Reasons for Early Rapid
Church Growth
The early rapid church
growth of the Cagayan Evangelical Church was due to a number of converging
factors. Firstly, Cagayan, a provincial capital, was a strong center
of Aglipayanism, with the officials and civic leaders almost all Aglipayans.
Secondly, Laubach
had a dynamic character, which so impressed the local people with his
intelligence, leadership, and oratory, that some openly wondered why
he was a missionary and not a representative of the U. S. Congress.
Moreover,
Cagayan at that time was the sole educational center for all of Northern
Mindanao, and Laubach’s special attention on youth was largely
responsible for the overwhelming number of young students in the membership
rolls of the church.
The
dormitory work of the Fox sisters – Anna Isabel, a Bible teacher;
Florence, a trained nurse; and Evelyn, who had been sent by the American
Board at various times between 1918 and 1923, also became a powerful
instrument of conversion of a good number of young girls in the provincial
high school.
Furthermore, much
credit should be given to the strong evangelistic program carried on
by the young lay members of the church.
An equally important
reason for rapid evangelical growth in Cagayan at this time was weakened
state of the Catholic churches in northern Mindanao until 1926, when
the first contingent of 10 American Jesuits came to northern Mindanao.
Thereafter, more
Jesuits came to put up a very stiff opposition to both Aglipayanism
and Protestantism in Misamis Oriental, Misamis Occidental, Bukidnon
and Lanao.
Though Protestantism
continued to grow, its advances in 1930s were not as significant as
in earlier years.
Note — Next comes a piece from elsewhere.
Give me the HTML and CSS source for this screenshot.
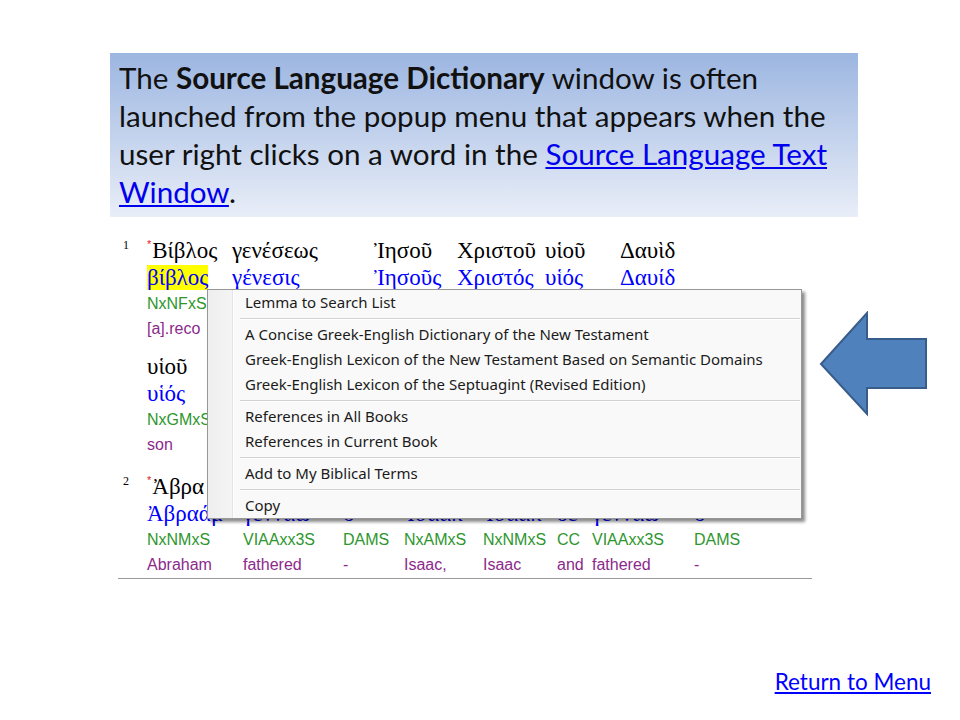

Though this was partly due to Catholic resurgence
for which the American Jesuits of the state of New York should be given
credit for, part of the resulting loss of Protestant momentum was the
transfer of Laubach to Manila (as dean of UTS), and later to Dansalan,
Lanao.
Some Protestant old
timers, who lived through the exciting years of the late 1910s and
the early 1920s, unhesitatingly affirm that if Laubach had stayed in
Cagayan much longer, this capital town would have largely turned Protestant.